BigJon (@atelierbigjon) – My ‘creative husband’ as I call him and the co-creator of our ‘Atelier58’ candle range. Jon has the most brilliant eye and regularly posts his current design inspirations alongside travel, food and interiors.
Amandabrooks (@amandabrooks) – Super stylish writer Amanda Brooks gives us a glimpse into her beautiful Costwolds home and life through her Instagram.  I love everything about her cottage, and particularly the old world charm of the interior aesthetic. It’s total escapism and my dream cottage for ‘when I grow up’…

What makes you feel stressed?

A long ‘to-do’ list and no bread in the house.

Lisa’s little list of loves:

Spring flowers – my favourite time of year.
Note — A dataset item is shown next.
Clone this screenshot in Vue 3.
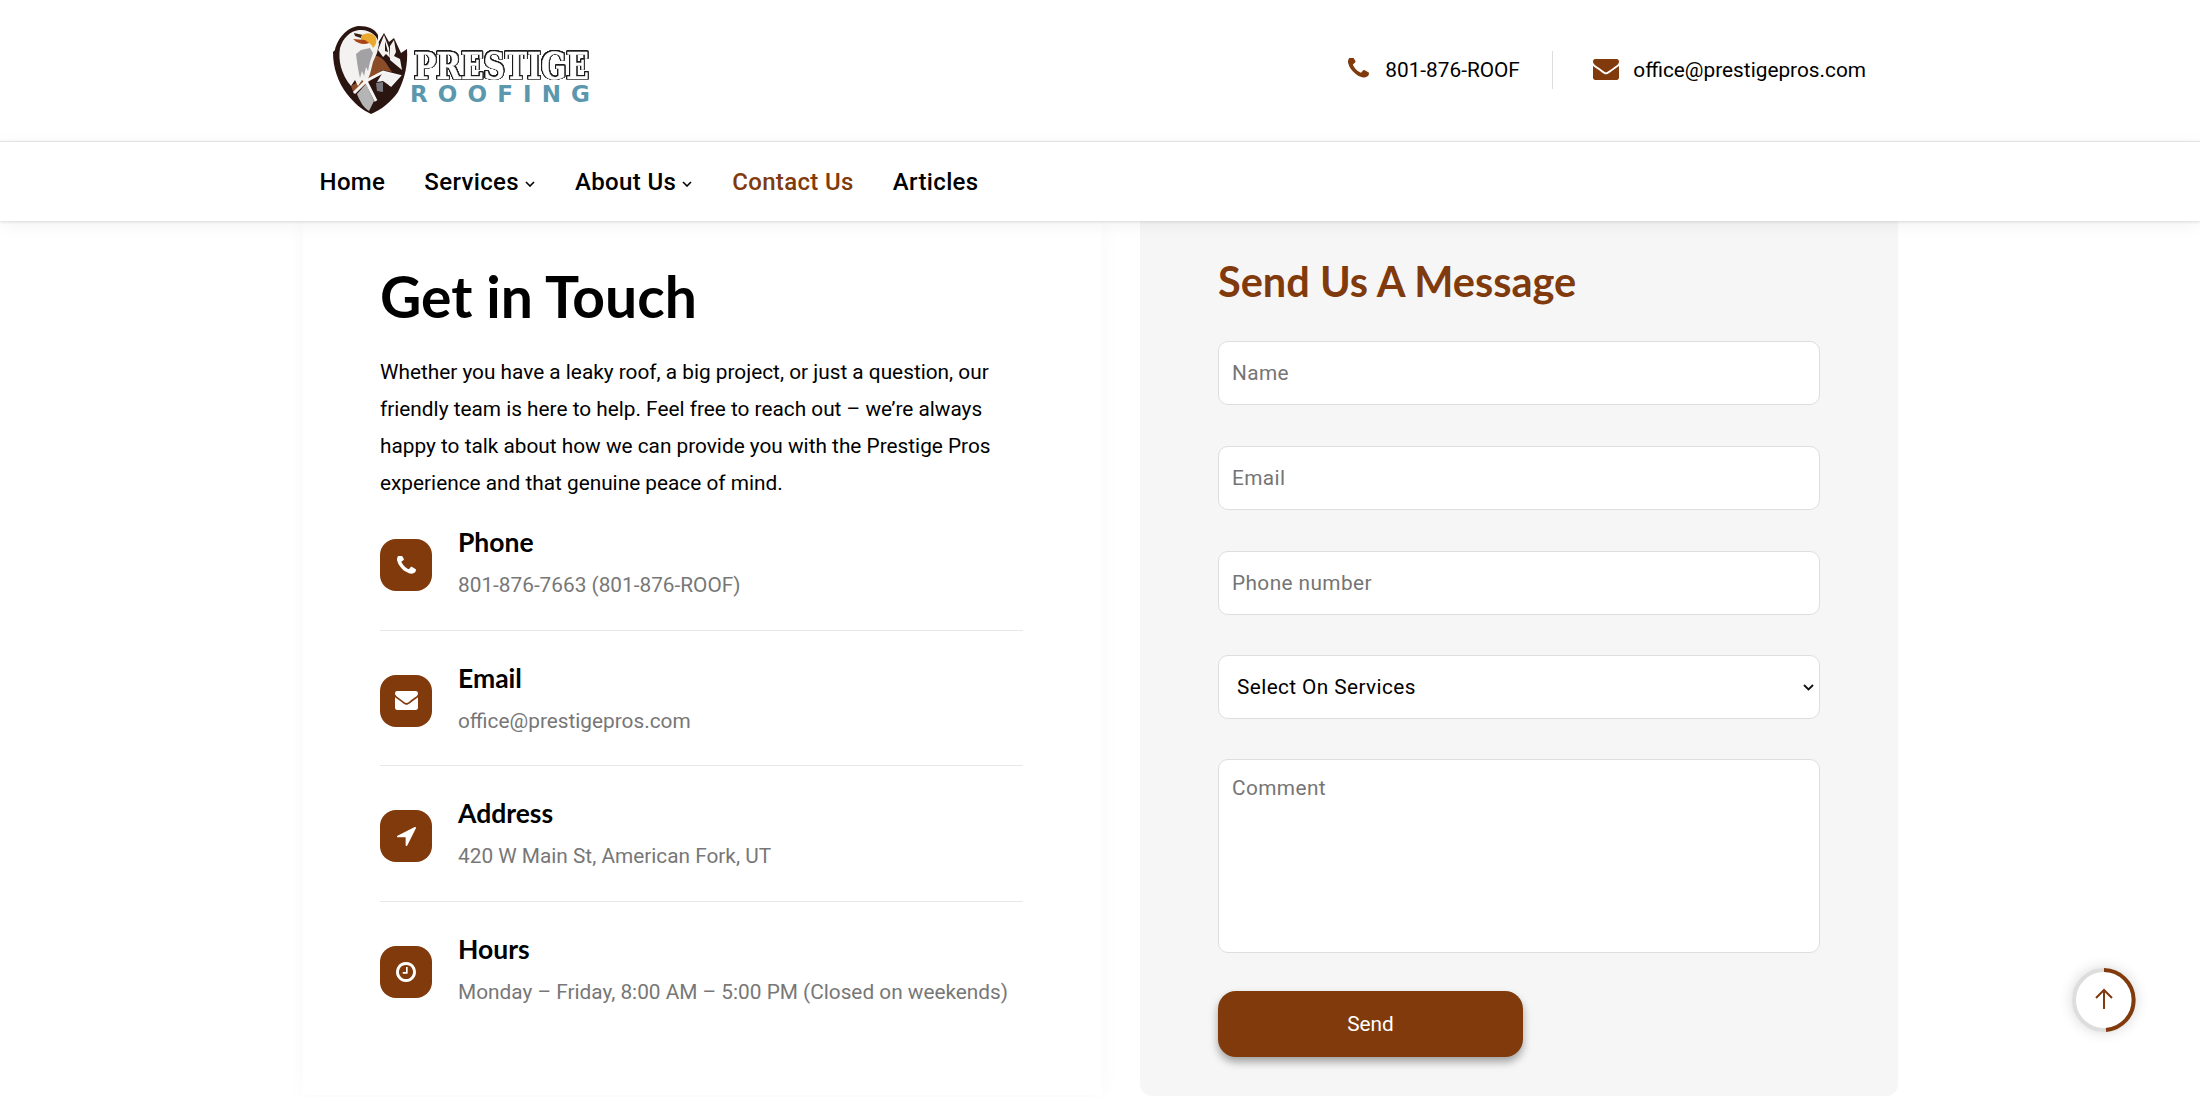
<script setup>
const rows = [
  { title: 'Phone', text: '801-876-7663 (801-876-ROOF)', icon: 'phone' },
  { title: 'Email', text: 'office@prestigepros.com', icon: 'mail' },
  { title: 'Address', text: '420 W Main St, American Fork, UT', icon: 'nav' },
  { title: 'Hours', text: 'Monday – Friday, 8:00 AM – 5:00 PM (Closed on weekends)', icon: 'clock' },
]
const phonePath = 'M1600 1240q0 27-10 70.5t-21 68.5q-21 50-122 106-94 51-186 51-27 0-53-3.5t-57.5-12.5-47-14.5-55.5-20.5-49-18q-98-35-175-83-127-79-264-216t-216-264q-48-77-83-175-3-9-18-49t-20.5-55.5-14.5-47-12.5-57.5-3.5-53q0-92 51-186 56-101 106-122 25-11 68.5-21t70.5-10q14 0 21 3 18 6 53 76 11 19 30 54t35 63.5 31 53.5q3 4 17.5 25t21.5 35.5 7 28.5q0 20-28.5 50t-62 55-62 53-28.5 46q0 9 5 22.5t8.5 20.5 14 24 11.5 19q76 137 174 235t235 174q2 1 19 11.5t24 14 20.5 8.5 22.5 5q18 0 46-28.5t53-62 55-62 50-28.5q14 0 28.5 7t35.5 21.5 25 17.5q25 15 53.5 31t63.5 35 54 30q70 35 76 53 3 7 3 21z'
const mailPath = 'M1792 710v794q0 66-47 113t-113 47h-1472q-66 0-113-47t-47-113v-794q44 49 101 87 362 246 497 345 57 42 92.5 65.5t94.5 48 110 24.5h2q51 0 110-24.5t94.5-48 92.5-65.5q170-123 498-345 57-39 100-87zm0-294q0 79-49 151t-122 123q-376 261-468 325-10 7-42.5 30.5t-54 38-52 32.5-57.5 27-50 9h-2q-23 0-50-9t-57.5-27-52-32.5-54-38-42.5-30.5q-91-64-262-182.5t-205-142.5q-62-42-117-115.5t-55-136.5q0-78 41.5-130t118.5-52h1472q65 0 112.5 47t47.5 113z'
const navPath = 'M1593 349l-640 1280q-17 35-57 35-5 0-15-2-22-5-35.5-22.5t-13.5-39.5v-576h-576q-22 0-39.5-13.5t-22.5-35.5 4-42 29-30l1280-640q13-7 29-7 27 0 45 19 15 14 18.5 34.5t-6.5 39.5z'
const clockPath = 'M1024 544v448q0 14-9 23t-23 9h-320q-14 0-23-9t-9-23v-64q0-14 9-23t23-9h224v-352q0-14 9-23t23-9h64q14 0 23 9t9 23zm416 352q0-148-73-273t-198-198-273-73-273 73-198 198-73 273 73 273 198 198 273 73 273-73 198-198 73-273zm224 0q0 209-103 385.5t-279.5 279.5-385.5 103-385.5-103-279.5-279.5-103-385.5 103-385.5 279.5-279.5 385.5-103 385.5 103 279.5 279.5 103 385.5z'
</script>

<template>
  <div class="page">
    <header class="top">
      <div class="logo">
        <svg class="shield" viewBox="0 0 76 88" width="76" height="88" aria-hidden="true">
          <path d="M27 0c9 0 16 3 19 9v8l6-10 5 9 5-4 7 15 6-4c1 15-2 29-9 43-7 10-17 18-27 22-9-4-17-11-24-20C6 56 1 42 1 26l2-2C5 14 14 1 27 0z" fill="#2a1511"/>
          <path d="M39 30c7-2 13 3 17 10l4 6-10-2-20 18-8 6-3-8 7-4 8-10 3-12z" fill="#8a4d28"/>
          <path d="M27 4c-9 1-16 8-19 18-2 12 1 26 11 38l4-6 3 6 4-6 4 4 4-10 3-12 4-9 2-9C46 10 38 3 27 4z" fill="#f3f2f1"/>
          <path d="M24 28c1 8 2 16 4 24l2-7 2 5 2-9 2 4 2-9 3-9-3-5-9 2z" fill="#a2a2a5"/>
          <path d="M22 7l9 2-2 3-6-2z" fill="#3a2118"/>
          <path d="M29 10c5-4 12-4 15 2 1 4 0 7-3 10-1-3-3-5-5-5l-7-3z" fill="#eaa92c"/>
          <path d="M21 13l12 1 4 3c-5 2-11 1-16-4z" fill="#a9431a"/>
          <path d="M46 24l6-15 5 13 1 10-4-4-3 3zM58 20l4-6 2 12-2 4 6 3 2 11-12-10z" fill="#f4f2f1"/>
          <path d="M53 15l3 11-3-1z" fill="#2a1511"/>
          <path d="M25 68l9-10 8 17-5 10c-5-3-9-9-12-17z" fill="#b5b5b6"/>
          <path d="M22 67l12-12 10 20M34 55l17-9 16 4-9 10" fill="none" stroke="#f6f6f6" stroke-width="3"/>
          <path d="M51 46l16 4-9 10-7-5-6 1z" fill="#f2f2f2"/>
          <path d="M44 57l7-1v10l-6-1z" fill="#7a7a7e"/>
        </svg>
        <svg class="wordmark" viewBox="0 0 180 56" width="180" height="56">
          <text class="prestige" x="1" y="32" textLength="175" lengthAdjust="spacingAndGlyphs">PRESTIGE</text>
          <text class="roofing" x="-3" y="55" textLength="180" lengthAdjust="spacing">ROOFING</text>
        </svg>
      </div>
      <div class="contacts">
        <div class="contact">
          <svg class="c-phone" viewBox="192 256 1408 1280"><path :d="phonePath"/></svg>
          <span>801-876-ROOF</span>
        </div>
        <div class="vr"></div>
        <div class="contact">
          <svg class="c-mail" viewBox="0 256 1792 1408" preserveAspectRatio="none"><path :d="mailPath"/></svg>
          <span>office@prestigepros.com</span>
        </div>
      </div>
    </header>

    <nav class="nav">
      <a>Home</a>
      <a class="n-item">Services<svg class="car" viewBox="0 0 10 6"><path d="M1 1l4 4 4-4"/></svg></a>
      <a class="n-item">About Us<svg class="car" viewBox="0 0 10 6"><path d="M1 1l4 4 4-4"/></svg></a>
      <a class="active">Contact Us</a>
      <a>Articles</a>
    </nav>

    <main class="main">
      <section class="info">
        <h1>Get in Touch</h1>
        <p class="lead">Whether you have a leaky roof, a big project, or just a question, our friendly team is here to help. Feel free to reach out – we’re always happy to talk about how we can provide you with the Prestige Pros experience and that genuine peace of mind.</p>
        <div v-for="r in rows" :key="r.title" class="row">
          <div class="badge">
            <svg v-if="r.icon === 'phone'" class="i-phone" viewBox="192 256 1408 1280"><path :d="phonePath"/></svg>
            <svg v-else-if="r.icon === 'mail'" class="i-mail" viewBox="0 256 1792 1408" preserveAspectRatio="none"><path :d="mailPath"/></svg>
            <svg v-else-if="r.icon === 'nav'" class="i-nav" viewBox="192 256 1408 1408"><path :d="navPath"/></svg>
            <svg v-else class="i-clock" viewBox="128 128 1536 1536"><path :d="clockPath"/></svg>
          </div>
          <div class="row-text">
            <h3>{{ r.title }}</h3>
            <p>{{ r.text }}</p>
          </div>
        </div>
      </section>

      <section class="form">
        <h2>Send Us A Message</h2>
        <input class="field" placeholder="Name" />
        <input class="field" placeholder="Email" />
        <input class="field phone-f" placeholder="Phone number" />
        <select class="field sel"><option>Select On Services</option></select>
        <textarea class="field area" placeholder="Comment"></textarea>
        <button class="send" type="button">Send</button>
      </section>
    </main>

    <button class="totop" type="button" aria-label="Back to top">
      <svg viewBox="0 0 64 64" width="64" height="64">
        <circle cx="32" cy="32" r="30" class="track"/>
        <path d="M32 2a30 30 0 0 1 2 59.9" class="prog"/>
        <path d="M32 41V22M24 30l8-8 8 8" class="arrow"/>
      </svg>
    </button>
  </div>
</template>

<style>
html, body { margin: 0; background: #fff; }
</style>

<style scoped>
.page { width: 2200px; height: 1097px; overflow: hidden; position: relative; background: #fff; font-family: Roboto, sans-serif; color: #000; }
.top { height: 141px; box-sizing: border-box; display: flex; justify-content: space-between; align-items: flex-start; padding: 0 334px 0 332px; }
.logo { display: flex; align-items: flex-start; padding-top: 26px; }
.shield { display: block; }
.wordmark { display: block; margin: 21px 0 0 5px; overflow: visible; }
.prestige { font-family: "DejaVu Serif", serif; font-weight: 700; font-size: 38px; fill: #fff; stroke: #fff; stroke-width: .5px; filter: drop-shadow(.6px 0 0 #1a1a1a) drop-shadow(-.6px 0 0 #1a1a1a) drop-shadow(0 .6px 0 #1a1a1a) drop-shadow(0 -.6px 0 #1a1a1a) drop-shadow(1px .4px 0 #333); }
.roofing { font-family: "DejaVu Sans", sans-serif; font-weight: 700; font-size: 23px; fill: #5b97ad; }
.contacts { display: flex; align-items: center; height: 38px; margin-top: 51px; }
.contact { display: flex; align-items: center; font-size: 20.8px; line-height: 38px; }
.c-phone { width: 21px; height: 20px; fill: #803a0c; margin-right: 16px; margin-top: -4px; }
.c-mail { width: 26px; height: 21px; fill: #803a0c; margin-right: 14.5px; margin-top: -1px; }
.vr { width: 1px; height: 38px; background: #ddd; margin: 0 40px 0 32px; }

.nav { position: relative; z-index: 2; height: 80px; box-sizing: border-box; border-top: 1px solid #e4e4e4; background: #fff; box-shadow: 0 1px 3px rgba(0,0,0,.12), 0 4px 18px rgba(0,0,0,.05); display: flex; align-items: center; gap: 39px; padding-left: 319.5px; font-size: 24px; font-weight: 500; letter-spacing: .35px; }
.n-item { display: flex; align-items: center; }
.car { width: 10px; height: 6px; margin: 4px 1px 0 6px; fill: none; stroke: #000; stroke-width: 1.6; }
.active { color: #803a0c; }

.main { display: flex; gap: 38px; padding-left: 303px; height: 876px; }
.info { width: 799px; height: 874px; box-sizing: border-box; padding: 39px 79px 0 77px; background: #fff; box-shadow: 0 0 20px rgba(0,0,0,.03); }
h1 { margin: 0 0 21.5px; font-family: Lato, sans-serif; font-weight: 700; font-size: 57px; line-height: 72px; color: #000; }
.lead { margin: 0 0 21.5px; font-size: 20.8px; line-height: 37.2px; }
.row { display: flex; gap: 26px; height: 106.7px; margin-bottom: 29px; box-sizing: border-box; border-bottom: 1px solid #e8e8e8; }
.row:last-child { border-bottom: 0; }
.badge { width: 52px; height: 52px; margin-top: 15px; flex: none; border-radius: 16px; background: #803a0c; display: flex; align-items: center; justify-content: center; }
.badge svg { display: block; fill: #fff; }
.i-phone { width: 19px; height: 18px; }
.i-mail { width: 23px; height: 19px; }
.i-nav { width: 19px; height: 19px; }
.i-clock { width: 20px; height: 20px; }
.row-text h3 { margin: 0; font-family: Lato, sans-serif; font-weight: 700; font-size: 26.5px; line-height: 36px; color: #000; }
.row-text p { margin: 9px 0 0; font-size: 20.8px; line-height: 32px; color: #777; }

.form { width: 758px; height: 875px; box-sizing: border-box; padding: 36px 78px 0; background: #f6f6f7; border-radius: 0 0 12px 12px; display: flex; flex-direction: column; align-items: flex-start; }
h2 { margin: 0 0 36px; font-family: Lato, sans-serif; font-weight: 700; font-size: 41.5px; line-height: 48px; color: #803a0c; }
.field { display: block; width: 602px; height: 64px; box-sizing: border-box; background: #fff; border: 1px solid #dedede; border-radius: 10px; padding: 0 13px; margin: 0 0 41px; font-family: Roboto, sans-serif; font-size: 20.8px; letter-spacing: .4px; color: #000; outline: 0; }
.field::placeholder { color: #757575; opacity: 1; }
.phone-f { margin-bottom: 40px; }
.sel { margin-bottom: 40px; padding-left: 18px; appearance: none; background: #fff url("data:image/svg+xml;utf8,<svg xmlns='http://www.w3.org/2000/svg' width='11' height='7' viewBox='0 0 11 7'><path d='M1 1l4.500 4.500L10 1' fill='none' stroke='%23111' stroke-width='1.8'/></svg>") no-repeat right 5px center; }
.area { height: 194px; padding: 14px 13px; margin-bottom: 38px; resize: none; line-height: 28px; }
.send { width: 305px; height: 66px; border: 0; border-radius: 18px; background: #803a0c; color: #fff; font-family: Roboto, sans-serif; font-size: 20.8px; box-shadow: 0 5px 9px rgba(0,0,0,.35); }

.totop { position: absolute; left: 2072px; top: 968px; width: 64px; height: 64px; padding: 0; border: 0; border-radius: 50%; background: #fff; box-shadow: 0 0 14px rgba(0,0,0,.16); }
.totop svg { display: block; fill: none; }
.track { stroke: #ddd; stroke-width: 4; }
.prog { stroke: #803a0c; stroke-width: 4; }
.arrow { stroke: #803a0c; stroke-width: 2; }
</style>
I’m filling the house with daffs, hyacinths and tulips. Cheap and so very cheery.
Holiday planning – we are off to New York and Italy this year and I love reading up on places to go and things to see. Friends purchased us the ‘Lost In’ Guides and these are my current bedtime reading. Such great guidebooks that seem to get under the skin of a destination.
The Voice – I know. It’s my guilty pleasure. But I do love Tom Jones and that little twitch he does when he’s excited!
Lighter evenings – I can literally see summer days in the garden on the horizon. Al fresco dining (and a glass or two of rose wine) is a favourite!
OMY Wall murals – These keep the children entertained for hours and its something they can do together. They’re currently colouring in the ‘New York’ one in preparation for our trip there.
Food Assembly – a community of local food producers who have come together to offer an online ‘farmers market’. We love buying our bits from them – all delicious and so convenient.
Our new Atelier58 Candles – ‘Cobalt’ and ‘Chartreause’ – they are filling my home with the scents of spring.
Our newly purchased ‘Beaumont’ bed from The White Company. I’d waited YEARS for the right bed (that my husband also approved of!) I love its clean lines and vintage/industrial feel and that I have to climb up to get in! It feels decadent and hotel-esque.